◆ **THE REQUEST**
Return all of the data exactly, with nothing left out but the pictures.

◆ **PROVIDED RECORDS**
* * * * * * *

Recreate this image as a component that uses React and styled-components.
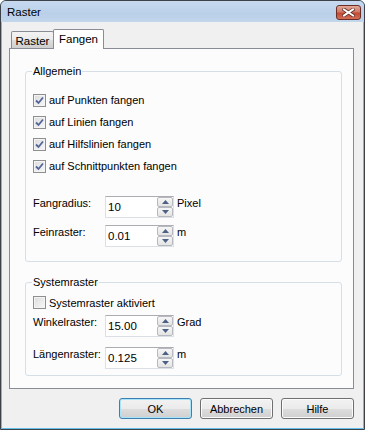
import styled, { createGlobalStyle } from 'styled-components';

const GlobalStyle = createGlobalStyle`
  html, body {
    margin: 0;
    padding: 0;
    background: #ffffff;
  }
  body {
    font-family: "Liberation Sans", Arial, sans-serif;
    font-size: 11px;
    color: #000;
  }
`;

const Window = styled.div`
  width: 365px;
  height: 430px;
  box-sizing: border-box;
  border: 1px solid #3e4147;
  border-radius: 6px 6px 0 0;
  background: #62c0ea;
  display: flex;
  flex-direction: column;
  overflow: hidden;
`;

const TitleBar = styled.div`
  height: 21px;
  flex: none;
  display: flex;
  align-items: center;
  justify-content: space-between;
  padding: 0 3px 0 6px;
  background: linear-gradient(#c6d9ef, #bad0e9 60%, #c2d6ec);
`;

const Title = styled.span`
  font-size: 11.5px;
  margin-top: 1px;
`;

const CloseButton = styled.div`
  width: 25px;
  height: 15px;
  box-sizing: border-box;
  margin-top: 1px;
  border: 1px solid #6b2d24;
  border-radius: 3px;
  background: linear-gradient(#e3a898, #d07a66 45%, #c34a33 55%, #d27059);
  display: flex;
  align-items: center;
  justify-content: center;
`;

const Body = styled.div`
  flex: 1;
  margin: 0 1px 1px;
  background: #f0f0f0;
  display: flex;
  flex-direction: column;
  padding: 7px 9px 0 7px;
`;

const TabStrip = styled.div`
  position: relative;
  z-index: 1;
  height: 20px;
  display: flex;
  align-items: flex-end;
  padding-left: 2px;
`;

const Tab = styled.div`
  box-sizing: border-box;
  border: 1px solid #898c95;
  border-bottom: none;
  border-radius: 2px 2px 0 0;
  display: flex;
  justify-content: center;
  padding-top: 3px;
  height: ${(p) => (p.$active ? '20px' : '17px')};
  width: ${(p) => (p.$active ? '51px' : '43px')};
  margin-bottom: ${(p) => (p.$active ? '0' : '1px')};
  margin-left: ${(p) => (p.$active ? '-1px' : '0')};
  background: ${(p) =>
    p.$active ? '#ffffff' : 'linear-gradient(#f3f3f3, #ebebeb 50%, #dddddd 51%, #cfcfcf)'};
  font-size: 11.5px;
`;

const Panel = styled.div`
  margin-top: -1px;
  height: 341px;
  box-sizing: border-box;
  border: 1px solid #898c95;
  background: #fcfcfc;
  padding: 22px 11px 0 15px;
  display: flex;
  flex-direction: column;
`;

const Group = styled.div`
  position: relative;
  border: 1px solid #d5dfe5;
  border-radius: 3px;
  padding: ${(p) => p.$pad};
  margin-bottom: ${(p) => p.$gap || '0'};
  display: flex;
  flex-direction: column;
`;

const Legend = styled.span`
  position: absolute;
  top: -8px;
  left: 6px;
  padding: 0 1px;
  background: #fcfcfc;
  line-height: 14px;
`;

const CheckRow = styled.label`
  height: ${(p) => p.$h || '22px'};
  display: flex;
  align-items: center;
  gap: 3px;
`;

const Box = styled.span`
  width: 13px;
  height: 13px;
  box-sizing: border-box;
  border: 1px solid #8e8f8f;
  background: linear-gradient(135deg, #dcdcdc, #f8f8f8);
  box-shadow: inset 0 0 0 1px #f4f4f4;
  display: flex;
  align-items: center;
  justify-content: center;
`;

const FieldRow = styled.div`
  display: flex;
  align-items: flex-start;
  margin-top: ${(p) => p.$top || '0'};
`;

const FieldLabel = styled.span`
  width: 72px;
  line-height: 14px;
`;

const SpinBox = styled.div`
  width: 69px;
  height: 22px;
  box-sizing: border-box;
  border: 1px solid #dbdfe6;
  border-top-color: #abadb3;
  background: #fff;
  display: flex;
`;

const SpinText = styled.span`
  flex: 1;
  padding-left: 2px;
  font-size: 11.5px;
  line-height: 21px;
`;

const SpinButtons = styled.div`
  width: 16px;
  display: flex;
  flex-direction: column;
`;

const SpinButton = styled.div`
  flex: 1;
  box-sizing: border-box;
  border: 1px solid #b6b9bf;
  border-radius: 2px;
  background: linear-gradient(#f6f6f6, #e4e4e4);
  display: flex;
  align-items: center;
  justify-content: center;
`;

const Unit = styled.span`
  margin-left: 3px;
  line-height: 14px;
`;

const ButtonRow = styled.div`
  display: flex;
  justify-content: flex-end;
  gap: 8px;
  margin-top: 9px;
`;

const Button = styled.div`
  width: 73px;
  height: 21px;
  box-sizing: border-box;
  border: 1px solid ${(p) => (p.$default ? '#3c7fb1' : '#707070')};
  border-radius: 3px;
  background: linear-gradient(#f2f2f2, #ebebeb 50%, #dddddd 51%, #cfcfcf);
  box-shadow: inset 0 0 0 1px ${(p) => (p.$default ? '#a8e3fa' : '#fbfbfb')};
  display: flex;
  align-items: center;
  justify-content: center;
  font-size: 11px;
`;

const Check = () => (
  <svg width="9" height="9" viewBox="0 0 9 9">
    <path d="M1 4.5 L3.5 7 L8 1.5" fill="none" stroke="#52669a" strokeWidth="1.8" />
  </svg>
);

const Arrow = ({ up }) => (
  <svg width="7" height="4" viewBox="0 0 7 4">
    <path d={up ? 'M0 4 L3.5 0 L7 4 Z' : 'M0 0 L3.5 4 L7 0 Z'} fill="#4d6185" />
  </svg>
);

const CheckItem = ({ checked, h, children }) => (
  <CheckRow $h={h}>
    <Box>{checked && <Check />}</Box>
    {children}
  </CheckRow>
);

const Spin = ({ label, value, unit, top }) => (
  <FieldRow $top={top}>
    <FieldLabel>{label}</FieldLabel>
    <SpinBox>
      <SpinText>{value}</SpinText>
      <SpinButtons>
        <SpinButton><Arrow up /></SpinButton>
        <SpinButton><Arrow /></SpinButton>
      </SpinButtons>
    </SpinBox>
    <Unit>{unit}</Unit>
  </FieldRow>
);

export default function App() {
  return (
    <>
      <GlobalStyle />
      <Window>
        <TitleBar>
          <Title>Raster</Title>
          <CloseButton>
            <svg width="13" height="9" viewBox="0 0 13 9">
              <path d="M2 1.5 L11 7.5 M11 1.5 L2 7.5" stroke="#5b2a22" strokeWidth="3.4" strokeLinecap="square" />
              <path d="M2 1.5 L11 7.5 M11 1.5 L2 7.5" stroke="#ffffff" strokeWidth="2" strokeLinecap="square" />
            </svg>
          </CloseButton>
        </TitleBar>
        <Body>
          <TabStrip>
            <Tab>Raster</Tab>
            <Tab $active>Fangen</Tab>
          </TabStrip>
          <Panel>
            <Group $pad="17px 0 14px 7px" $gap="20px">
              <Legend>Allgemein</Legend>
              <CheckItem checked>auf Punkten fangen</CheckItem>
              <CheckItem checked>auf Linien fangen</CheckItem>
              <CheckItem checked>auf Hilfslinien fangen</CheckItem>
              <CheckItem checked>auf Schnittpunkten fangen</CheckItem>
              <Spin label="Fangradius:" value="10" unit="Pixel" top="19px" />
              <Spin label="Feinraster:" value="0.01" unit="m" top="7px" />
            </Group>
            <Group $pad="9px 0 6px 7px">
              <Legend>Systemraster</Legend>
              <CheckItem h="21px">Systemraster aktiviert</CheckItem>
              <Spin label="Winkelraster:" value="15.00" unit="Grad" top="2px" />
              <Spin label="Längenraster:" value="0.125" unit="m" top="10px" />
            </Group>
          </Panel>
          <ButtonRow>
            <Button $default>OK</Button>
            <Button>Abbrechen</Button>
            <Button>Hilfe</Button>
          </ButtonRow>
        </Body>
      </Window>
    </>
  );
}
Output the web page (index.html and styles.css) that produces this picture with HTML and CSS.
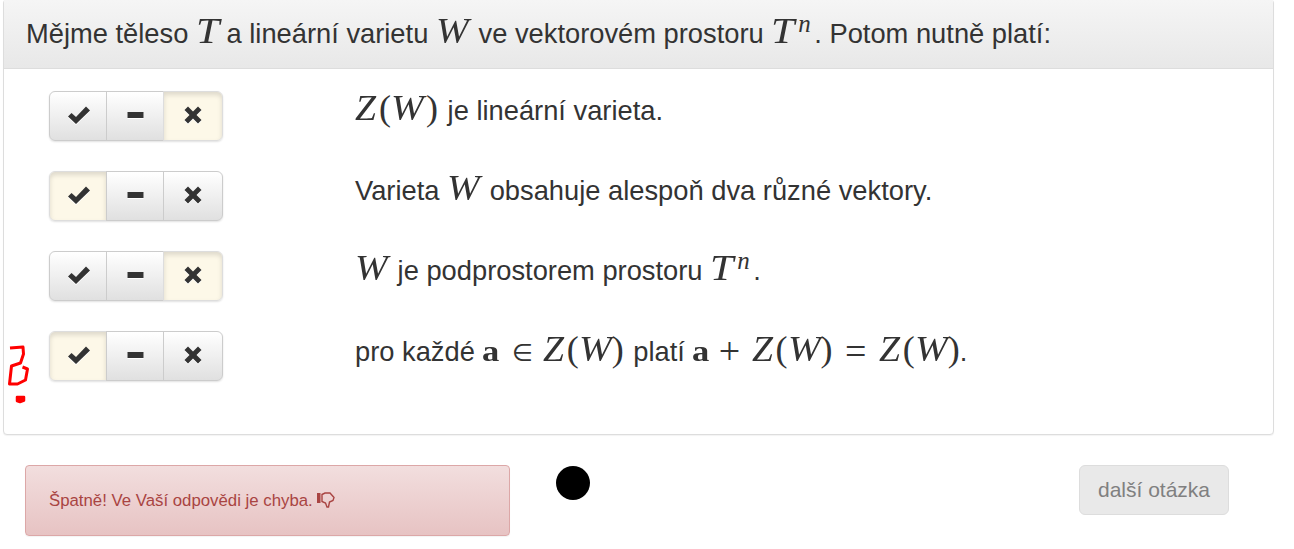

* * * * * * *

◆ **RESULT**
Recreate this image as a component that uses React and styled-components.
import styled, { createGlobalStyle } from 'styled-components';

const GlobalStyle = createGlobalStyle`
  html, body {
    margin: 0;
    padding: 0;
    background: #ffffff;
  }
  body {
    font-family: "Liberation Sans", Arial, sans-serif;
    font-size: 11px;
    color: #000;
  }
`;

const Window = styled.div`
  width: 365px;
  height: 430px;
  box-sizing: border-box;
  border: 1px solid #3e4147;
  border-radius: 6px 6px 0 0;
  background: #62c0ea;
  display: flex;
  flex-direction: column;
  overflow: hidden;
`;

const TitleBar = styled.div`
  height: 21px;
  flex: none;
  display: flex;
  align-items: center;
  justify-content: space-between;
  padding: 0 3px 0 6px;
  background: linear-gradient(#c6d9ef, #bad0e9 60%, #c2d6ec);
`;

const Title = styled.span`
  font-size: 11.5px;
  margin-top: 1px;
`;

const CloseButton = styled.div`
  width: 25px;
  height: 15px;
  box-sizing: border-box;
  margin-top: 1px;
  border: 1px solid #6b2d24;
  border-radius: 3px;
  background: linear-gradient(#e3a898, #d07a66 45%, #c34a33 55%, #d27059);
  display: flex;
  align-items: center;
  justify-content: center;
`;

const Body = styled.div`
  flex: 1;
  margin: 0 1px 1px;
  background: #f0f0f0;
  display: flex;
  flex-direction: column;
  padding: 7px 9px 0 7px;
`;

const TabStrip = styled.div`
  position: relative;
  z-index: 1;
  height: 20px;
  display: flex;
  align-items: flex-end;
  padding-left: 2px;
`;

const Tab = styled.div`
  box-sizing: border-box;
  border: 1px solid #898c95;
  border-bottom: none;
  border-radius: 2px 2px 0 0;
  display: flex;
  justify-content: center;
  padding-top: 3px;
  height: ${(p) => (p.$active ? '20px' : '17px')};
  width: ${(p) => (p.$active ? '51px' : '43px')};
  margin-bottom: ${(p) => (p.$active ? '0' : '1px')};
  margin-left: ${(p) => (p.$active ? '-1px' : '0')};
  background: ${(p) =>
    p.$active ? '#ffffff' : 'linear-gradient(#f3f3f3, #ebebeb 50%, #dddddd 51%, #cfcfcf)'};
  font-size: 11.5px;
`;

const Panel = styled.div`
  margin-top: -1px;
  height: 341px;
  box-sizing: border-box;
  border: 1px solid #898c95;
  background: #fcfcfc;
  padding: 22px 11px 0 15px;
  display: flex;
  flex-direction: column;
`;

const Group = styled.div`
  position: relative;
  border: 1px solid #d5dfe5;
  border-radius: 3px;
  padding: ${(p) => p.$pad};
  margin-bottom: ${(p) => p.$gap || '0'};
  display: flex;
  flex-direction: column;
`;

const Legend = styled.span`
  position: absolute;
  top: -8px;
  left: 6px;
  padding: 0 1px;
  background: #fcfcfc;
  line-height: 14px;
`;

const CheckRow = styled.label`
  height: ${(p) => p.$h || '22px'};
  display: flex;
  align-items: center;
  gap: 3px;
`;

const Box = styled.span`
  width: 13px;
  height: 13px;
  box-sizing: border-box;
  border: 1px solid #8e8f8f;
  background: linear-gradient(135deg, #dcdcdc, #f8f8f8);
  box-shadow: inset 0 0 0 1px #f4f4f4;
  display: flex;
  align-items: center;
  justify-content: center;
`;

const FieldRow = styled.div`
  display: flex;
  align-items: flex-start;
  margin-top: ${(p) => p.$top || '0'};
`;

const FieldLabel = styled.span`
  width: 72px;
  line-height: 14px;
`;

const SpinBox = styled.div`
  width: 69px;
  height: 22px;
  box-sizing: border-box;
  border: 1px solid #dbdfe6;
  border-top-color: #abadb3;
  background: #fff;
  display: flex;
`;

const SpinText = styled.span`
  flex: 1;
  padding-left: 2px;
  font-size: 11.5px;
  line-height: 21px;
`;

const SpinButtons = styled.div`
  width: 16px;
  display: flex;
  flex-direction: column;
`;

const SpinButton = styled.div`
  flex: 1;
  box-sizing: border-box;
  border: 1px solid #b6b9bf;
  border-radius: 2px;
  background: linear-gradient(#f6f6f6, #e4e4e4);
  display: flex;
  align-items: center;
  justify-content: center;
`;

const Unit = styled.span`
  margin-left: 3px;
  line-height: 14px;
`;

const ButtonRow = styled.div`
  display: flex;
  justify-content: flex-end;
  gap: 8px;
  margin-top: 9px;
`;

const Button = styled.div`
  width: 73px;
  height: 21px;
  box-sizing: border-box;
  border: 1px solid ${(p) => (p.$default ? '#3c7fb1' : '#707070')};
  border-radius: 3px;
  background: linear-gradient(#f2f2f2, #ebebeb 50%, #dddddd 51%, #cfcfcf);
  box-shadow: inset 0 0 0 1px ${(p) => (p.$default ? '#a8e3fa' : '#fbfbfb')};
  display: flex;
  align-items: center;
  justify-content: center;
  font-size: 11px;
`;

const Check = () => (
  <svg width="9" height="9" viewBox="0 0 9 9">
    <path d="M1 4.5 L3.5 7 L8 1.5" fill="none" stroke="#52669a" strokeWidth="1.8" />
  </svg>
);

const Arrow = ({ up }) => (
  <svg width="7" height="4" viewBox="0 0 7 4">
    <path d={up ? 'M0 4 L3.5 0 L7 4 Z' : 'M0 0 L3.5 4 L7 0 Z'} fill="#4d6185" />
  </svg>
);

const CheckItem = ({ checked, h, children }) => (
  <CheckRow $h={h}>
    <Box>{checked && <Check />}</Box>
    {children}
  </CheckRow>
);

const Spin = ({ label, value, unit, top }) => (
  <FieldRow $top={top}>
    <FieldLabel>{label}</FieldLabel>
    <SpinBox>
      <SpinText>{value}</SpinText>
      <SpinButtons>
        <SpinButton><Arrow up /></SpinButton>
        <SpinButton><Arrow /></SpinButton>
      </SpinButtons>
    </SpinBox>
    <Unit>{unit}</Unit>
  </FieldRow>
);

export default function App() {
  return (
    <>
      <GlobalStyle />
      <Window>
        <TitleBar>
          <Title>Raster</Title>
          <CloseButton>
            <svg width="13" height="9" viewBox="0 0 13 9">
              <path d="M2 1.5 L11 7.5 M11 1.5 L2 7.5" stroke="#5b2a22" strokeWidth="3.4" strokeLinecap="square" />
              <path d="M2 1.5 L11 7.5 M11 1.5 L2 7.5" stroke="#ffffff" strokeWidth="2" strokeLinecap="square" />
            </svg>
          </CloseButton>
        </TitleBar>
        <Body>
          <TabStrip>
            <Tab>Raster</Tab>
            <Tab $active>Fangen</Tab>
          </TabStrip>
          <Panel>
            <Group $pad="17px 0 14px 7px" $gap="20px">
              <Legend>Allgemein</Legend>
              <CheckItem checked>auf Punkten fangen</CheckItem>
              <CheckItem checked>auf Linien fangen</CheckItem>
              <CheckItem checked>auf Hilfslinien fangen</CheckItem>
              <CheckItem checked>auf Schnittpunkten fangen</CheckItem>
              <Spin label="Fangradius:" value="10" unit="Pixel" top="19px" />
              <Spin label="Feinraster:" value="0.01" unit="m" top="7px" />
            </Group>
            <Group $pad="9px 0 6px 7px">
              <Legend>Systemraster</Legend>
              <CheckItem h="21px">Systemraster aktiviert</CheckItem>
              <Spin label="Winkelraster:" value="15.00" unit="Grad" top="2px" />
              <Spin label="Längenraster:" value="0.125" unit="m" top="10px" />
            </Group>
          </Panel>
          <ButtonRow>
            <Button $default>OK</Button>
            <Button>Abbrechen</Button>
            <Button>Hilfe</Button>
          </ButtonRow>
        </Body>
      </Window>
    </>
  );
}
Output the web page (index.html and styles.css) that produces this picture with HTML and CSS.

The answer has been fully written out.